CIS basketball responds to racism in the NBA
NBA ALL STAR GAME (Photo By Rondo Estrello via Flickr)
By Trevon Marsh
Canadian Interuniversity Sport players and coaches are responding to the racism spouted by Atlanta Hawks’ General Manager Danny Ferry about star small forward Luol Deng.
In a June conference call involving Ferry, team ownership and management, the manager described Deng as having “some African in him.”
Ferry’s comment reignited the emotions stirred when former Los Angeles Clippers’ owner Donald Sterling was caught on tape making racist remarks to his girlfriend.
While discussing his new franchise player with NBA officials, Ferry is quoted as saying, “He’s a good guy overall, but he’s not perfect… He’s got some African in him…and I don’t say that in a bad way.”
NBA Commissioner Adam Silver does not believe Ferry should be fired for these comments because Ferry was “reading off of a scouting report” while on the call.
However, not everyone believes Ferry is being honest, said Tom Oliveri, head coach of the York Lions varsity CIS men’s basketball team.
“Racism in the NBA is unfortunately on a large scale,” he said.
“In a league as multicultural as the NBA, there is no room for racism, period.”
— Shacier Locke, Cape Breton’s men’s basketball team
“We are so blessed to live in such a multicultural society and it is disappointing we still have to deal with race,” Oliveri said. “These guys should be judged for what they can do on the court and not for the colour of their skin or ethnicity. I think one way we can overcome these trials are through education at an early age.”
Ferry has taken an “indefinite leave of absence,” a less harsh punishment than what Sterling had to do.
“In a league as multicultural as the NBA, there is no room for racism, period,” said Shacier Locke, power forward of Cape Breton’s men’s basketball team.

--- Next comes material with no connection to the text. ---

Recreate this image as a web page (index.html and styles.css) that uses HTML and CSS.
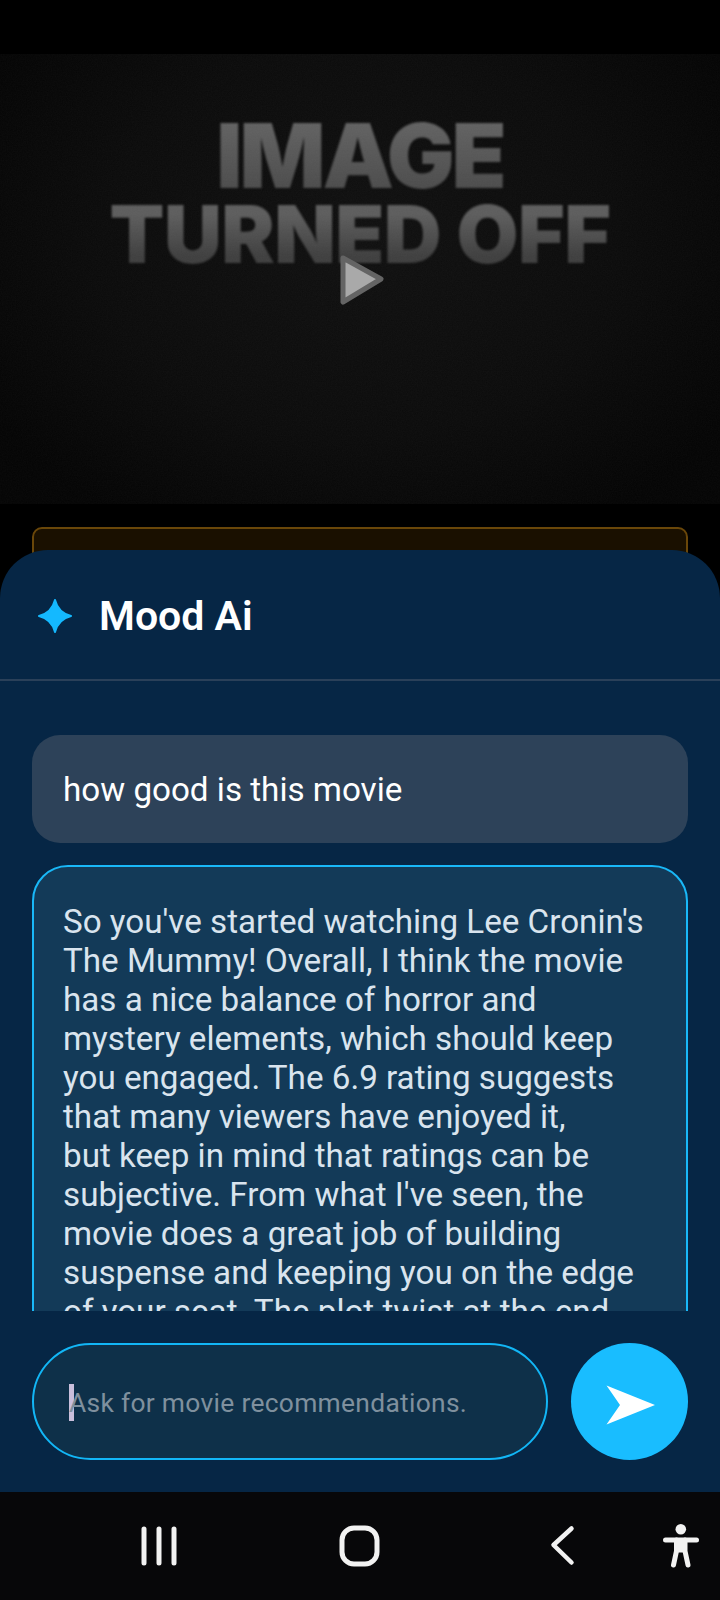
FILE: index.html
```html
<!DOCTYPE html>
<html>
  <head>
    <meta charset="utf-8">
    <title>Mood Ai</title>
    <link rel="stylesheet" href="styles.css">
  </head>
<body>
  <div class="screen">

    <div class="movie">
      <div class="poster">
        <div class="posterTitle">
          <div class="posterLine1">IMAGE</div>
          <div class="posterLine2">TURNED OFF</div>
        </div>
        <svg class="grain" width="720" height="450">
          <filter id="noise">
            <feTurbulence type="fractalNoise" baseFrequency="0.8" numOctaves="2"/>
            <feColorMatrix values="0 0 0 0 1  0 0 0 0 1  0 0 0 0 1  0 0 0 0.035 0"/>
          </filter>
          <rect width="720" height="450" filter="url(#noise)"/>
        </svg>
        <svg class="play" width="48" height="52" viewBox="0 0 48 52">
          <path d="M5 4 L43 25 L5 48 Z" fill="#a9a9a9" stroke="#646464" stroke-width="5" stroke-linejoin="round"/>
        </svg>
      </div>
      <div class="infoCard"></div>
    </div>

    <div class="sheet">
      <div class="sheetHead">
        <svg class="spark" width="34" height="34" viewBox="0 0 34 34">
          <path d="M17 1 C19 9 25 15 33 17 C25 19 19 25 17 33 C15 25 9 19 1 17 C9 15 15 9 17 1 Z" fill="#14b9ff" stroke="#14b9ff" stroke-width="2" stroke-linejoin="round"/>
        </svg>
        <div class="sheetTitle">Mood Ai</div>
      </div>

      <div class="messages">
        <div class="bubble userBubble">how good is this movie</div>
        <div class="bubble aiBubble">So you've started watching Lee Cronin's The Mummy! Overall, I think the movie has a nice balance of horror and mystery elements, which should keep you engaged. The 6.9 rating suggests that many viewers have enjoyed it,<br>but keep in mind that ratings can be subjective. From what I've seen, the movie does a great job of building suspense and keeping you on the edge of your seat. The plot twist at the end</div>
      </div>

      <div class="composer">
        <div class="askBox">
          <span class="caret"></span>
          <span class="askText">Ask for movie recommendations.</span>
        </div>
        <div class="sendBtn">
          <svg width="50" height="40" viewBox="0 0 50 40">
            <path d="M0.5 0.5 L49 20 L0.5 39.5 L14 20 Z" fill="#fff"/>
          </svg>
        </div>
      </div>

      <div class="navBar">
        <svg class="navRecent" width="36" height="42" viewBox="0 0 36 42" fill="none" stroke="#f2f2f2" stroke-width="5" stroke-linecap="round">
          <path d="M3 4 V38 M18 4 V38 M33 4 V38"/>
        </svg>
        <svg class="navHome" width="44" height="42" viewBox="0 0 44 42" fill="none" stroke="#f2f2f2" stroke-width="5">
          <rect x="3" y="3" width="35" height="36" rx="12"/>
        </svg>
        <svg class="navBack" width="26" height="42" viewBox="0 0 26 42" fill="none" stroke="#f2f2f2" stroke-width="4.5" stroke-linecap="round" stroke-linejoin="round">
          <path d="M21.5 3.5 L3.5 20 L21.5 37.5"/>
        </svg>
        <svg class="navPerson" width="40" height="48" viewBox="0 0 40 48" fill="none" stroke="#f2f2f2" stroke-linecap="round" stroke-linejoin="round">
          <circle cx="17.8" cy="7.3" r="5.3" fill="#f2f2f2" stroke="none"/>
          <path d="M2.5 18 H33.5" stroke-width="5"/>
          <path d="M13.5 18 L13.5 29 L10.5 43 M22 18 L22 29 L25 43" stroke-width="5"/>
          <path d="M13.5 19 H22 V30 H13.5 Z" fill="#f2f2f2" stroke-width="1"/>
        </svg>
      </div>
    </div>

  </div>
</body>
</html>
```

FILE: styles.css
```css
html
{
  background-color: #000;
}
body
{
  margin: 0;
  padding: 0;
  font-family: "Roboto", "Liberation Sans", sans-serif;
}
.screen
{
  position: relative;
  width: 720px;
  height: 1600px;
  overflow: hidden;
  background-color: #000;
}

/* movie page behind the sheet */
.movie
{
  padding-top: 54px;
}
.poster
{
  position: relative;
  height: 450px;
  overflow: hidden;
  background: radial-gradient(ellipse 60% 72% at 50% 42%, #0f0f0f 0%, #0a0a0a 60%, #030303 100%);
}
.posterTitle
{
  display: flex;
  flex-direction: column;
  align-items: center;
  padding-top: 66px;
  font-family: "Inter", "Roboto", sans-serif;
  font-weight: 900;
  filter: blur(0.8px);
}
.posterLine1
{
  font-size: 90px;
  line-height: 72px;
  letter-spacing: -3px;
  background: linear-gradient(#626262, #4a4a4a);
  -webkit-background-clip: text;
  background-clip: text;
  color: transparent;
}
.posterLine2
{
  margin-top: 10px;
  font-size: 80px;
  line-height: 64px;
  letter-spacing: -0.5px;
  background: linear-gradient(#5c5c5c 20%, #3e3e3e 85%);
  -webkit-background-clip: text;
  background-clip: text;
  color: transparent;
}
.grain
{
  position: absolute;
  left: 0;
  top: 0;
}
.play
{
  position: absolute;
  left: 338px;
  top: 200px;
}
.infoCard
{
  height: 60px;
  margin: 23px 32px 0;
  box-sizing: border-box;
  border: 2px solid #6a4709;
  border-radius: 10px;
  background-color: #1a1000;
}

/* bottom sheet */
.sheet
{
  position: absolute;
  left: 0;
  right: 0;
  top: 550px;
  bottom: 0;
  display: flex;
  flex-direction: column;
  border-radius: 48px 48px 0 0;
  background-color: #062645;
  overflow: hidden;
}
.sheetHead
{
  display: flex;
  align-items: center;
  flex: none;
  box-sizing: border-box;
  height: 131px;
  padding: 2px 0 0 38px;
  border-bottom: 2px solid #2a4059;
}
.spark
{
  margin-right: 27px;
}
.sheetTitle
{
  font-size: 41px;
  font-weight: 600;
  color: #fff;
}
.messages
{
  flex: 1;
  min-height: 0;
  overflow: hidden;
  display: flex;
  flex-direction: column;
  gap: 22px;
  padding: 54px 32px 0;
}
.bubble
{
  flex: none;
  font-size: 33.2px;
  line-height: 39px;
}
.userBubble
{
  padding: 35px 31px 34px;
  border-radius: 28px;
  background-color: #2d4259;
  color: #fff;
}
.aiBubble
{
  padding: 35px 29px 40px;
  border: 2px solid #19b8f8;
  border-radius: 36px;
  background-color: #133a58;
  color: #d9e4ee;
}
.composer
{
  display: flex;
  flex: none;
  gap: 23px;
  padding: 32px;
}
.askBox
{
  flex: 1;
  display: flex;
  align-items: center;
  box-sizing: border-box;
  height: 117px;
  padding: 2px 0 0 35px;
  border: 2px solid #12b6f6;
  border-radius: 59px;
  background-color: #0e3049;
}
.caret
{
  flex: none;
  width: 5px;
  height: 37px;
  margin-right: -5px;
  background-color: #c9bfdc;
}
.askText
{
  font-size: 26.4px;
  letter-spacing: 0.3px;
  color: #7f909e;
}
.sendBtn
{
  flex: none;
  display: flex;
  align-items: center;
  justify-content: center;
  width: 117px;
  height: 117px;
  border-radius: 50%;
  background-color: #19bdff;
}
.sendBtn svg
{
  margin: 6px 0 0 2px;
}

/* system buttons */
.navBar
{
  display: flex;
  align-items: center;
  flex: none;
  height: 108px;
  padding-left: 141px;
  box-sizing: border-box;
  background-color: #070709;
}
.navHome
{
  margin-left: 162px;
}
.navBack
{
  margin-left: 167px;
}
.navPerson
{
  margin-left: 87px;
}
```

“Adam Silver needs to act on this as soon as possible,” the Capers star said.
“It is possible the league can lose viewers and sales if they are thought of as a racist league for not taking this seriously,” Locke said. “My teammates and I have not been affected by something like this but it hurts to see the game I love go through this repeatedly.”
With this new racist statement coming to light, lovers of the game are beginning to question what exactly is going on behind the scenes in the NBA.
“It just goes to show that society has been constructed in a way where the black man is still inferior to the white man regardless of economic status,” said Joshua Alferez, a York University kinesiology student who works with athletes on a day to day basis.
“Although Ferry is just one person, he represents one of many who think the same way, exactly like Donald Sterling,” he said.
“The truth is slowly coming out about what management actually thinks about their players,” Alferez said.
The NBA has yet to produce the original source of the tape between Ferry and his colleagues.
When the lifetime ban was dropped on Sterling, the NBA commissioner was clear about where he stood.
“Sentiments of this kind are contrary to the principles of inclusion and respect that form the foundation of our diverse, multicultural and multiethnic league,” Silver said in April.
But his passiveness in dealing with Ferry’s case may make fans of the game question the NBA’s resolve in ending racism.